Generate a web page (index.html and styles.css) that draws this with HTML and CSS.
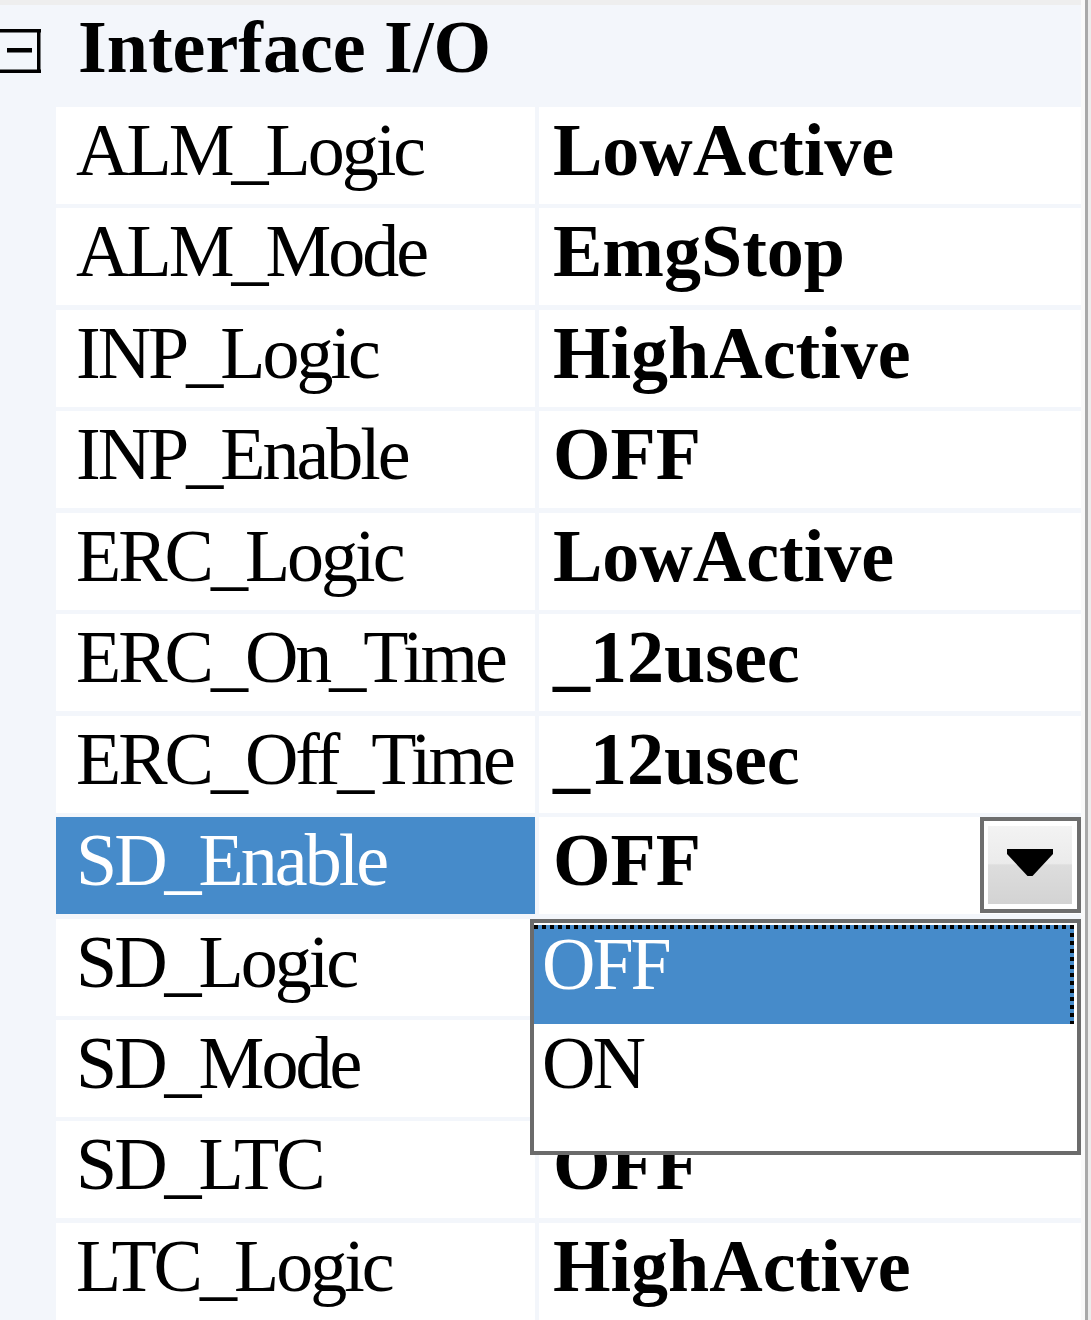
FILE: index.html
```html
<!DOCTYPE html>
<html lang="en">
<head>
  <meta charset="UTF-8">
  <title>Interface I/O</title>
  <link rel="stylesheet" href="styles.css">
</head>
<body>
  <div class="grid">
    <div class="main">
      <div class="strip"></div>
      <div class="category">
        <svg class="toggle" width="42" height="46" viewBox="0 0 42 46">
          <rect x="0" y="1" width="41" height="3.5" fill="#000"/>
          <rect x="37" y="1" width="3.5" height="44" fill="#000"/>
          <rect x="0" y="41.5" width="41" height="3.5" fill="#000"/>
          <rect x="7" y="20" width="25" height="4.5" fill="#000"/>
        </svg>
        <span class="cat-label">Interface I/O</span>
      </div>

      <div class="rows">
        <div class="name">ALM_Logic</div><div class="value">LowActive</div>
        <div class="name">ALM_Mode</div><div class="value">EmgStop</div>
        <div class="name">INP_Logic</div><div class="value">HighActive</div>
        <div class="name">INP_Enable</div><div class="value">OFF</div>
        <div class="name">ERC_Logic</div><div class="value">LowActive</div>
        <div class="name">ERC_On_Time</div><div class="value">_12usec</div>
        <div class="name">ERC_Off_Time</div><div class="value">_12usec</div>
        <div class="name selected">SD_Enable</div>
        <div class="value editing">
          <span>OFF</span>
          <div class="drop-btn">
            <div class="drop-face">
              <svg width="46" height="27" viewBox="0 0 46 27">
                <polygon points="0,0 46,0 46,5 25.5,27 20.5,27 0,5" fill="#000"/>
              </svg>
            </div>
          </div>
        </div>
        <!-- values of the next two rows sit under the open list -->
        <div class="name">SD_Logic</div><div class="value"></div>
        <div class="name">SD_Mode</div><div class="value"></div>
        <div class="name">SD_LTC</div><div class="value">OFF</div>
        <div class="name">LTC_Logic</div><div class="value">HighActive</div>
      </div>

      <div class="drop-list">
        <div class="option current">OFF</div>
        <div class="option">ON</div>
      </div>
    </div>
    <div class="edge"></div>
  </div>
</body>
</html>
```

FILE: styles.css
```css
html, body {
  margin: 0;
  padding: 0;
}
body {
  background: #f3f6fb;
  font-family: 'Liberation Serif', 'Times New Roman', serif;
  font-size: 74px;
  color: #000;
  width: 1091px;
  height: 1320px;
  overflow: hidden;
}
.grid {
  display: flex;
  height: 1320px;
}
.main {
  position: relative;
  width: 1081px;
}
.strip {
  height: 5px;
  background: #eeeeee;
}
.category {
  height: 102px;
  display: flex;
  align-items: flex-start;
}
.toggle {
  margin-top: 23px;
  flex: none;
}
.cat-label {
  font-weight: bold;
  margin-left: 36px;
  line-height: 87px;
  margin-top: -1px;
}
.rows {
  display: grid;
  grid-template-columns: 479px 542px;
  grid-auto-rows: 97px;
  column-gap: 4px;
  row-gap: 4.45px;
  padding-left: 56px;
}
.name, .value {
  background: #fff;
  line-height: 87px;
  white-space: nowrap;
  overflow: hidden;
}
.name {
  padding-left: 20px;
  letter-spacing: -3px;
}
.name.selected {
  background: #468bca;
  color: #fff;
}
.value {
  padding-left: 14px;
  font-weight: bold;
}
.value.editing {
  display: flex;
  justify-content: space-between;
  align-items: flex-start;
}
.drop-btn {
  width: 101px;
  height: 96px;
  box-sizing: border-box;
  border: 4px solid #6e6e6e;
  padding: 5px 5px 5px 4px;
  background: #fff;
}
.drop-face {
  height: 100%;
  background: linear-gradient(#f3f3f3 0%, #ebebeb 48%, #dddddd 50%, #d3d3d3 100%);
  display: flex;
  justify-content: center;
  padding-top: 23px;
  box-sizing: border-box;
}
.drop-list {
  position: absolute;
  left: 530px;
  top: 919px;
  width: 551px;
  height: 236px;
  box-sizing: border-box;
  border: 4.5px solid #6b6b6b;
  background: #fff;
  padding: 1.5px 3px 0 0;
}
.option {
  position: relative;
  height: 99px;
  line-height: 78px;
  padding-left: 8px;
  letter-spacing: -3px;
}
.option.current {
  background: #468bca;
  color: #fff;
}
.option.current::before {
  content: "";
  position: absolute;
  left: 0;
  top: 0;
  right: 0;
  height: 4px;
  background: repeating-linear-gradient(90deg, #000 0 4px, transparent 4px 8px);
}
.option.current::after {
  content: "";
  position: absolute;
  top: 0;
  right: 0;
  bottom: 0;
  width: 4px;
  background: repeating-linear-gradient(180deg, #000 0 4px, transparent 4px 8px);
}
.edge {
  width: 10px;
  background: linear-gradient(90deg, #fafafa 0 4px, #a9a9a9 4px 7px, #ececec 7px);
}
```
* * *
- **YOUR INSTRUCTIONS**:
Each line holding "index" must be found and copied.

- **WORKED SOLUTION**:
Generate a web page (index.html and styles.css) that draws this with HTML and CSS.
FILE: index.html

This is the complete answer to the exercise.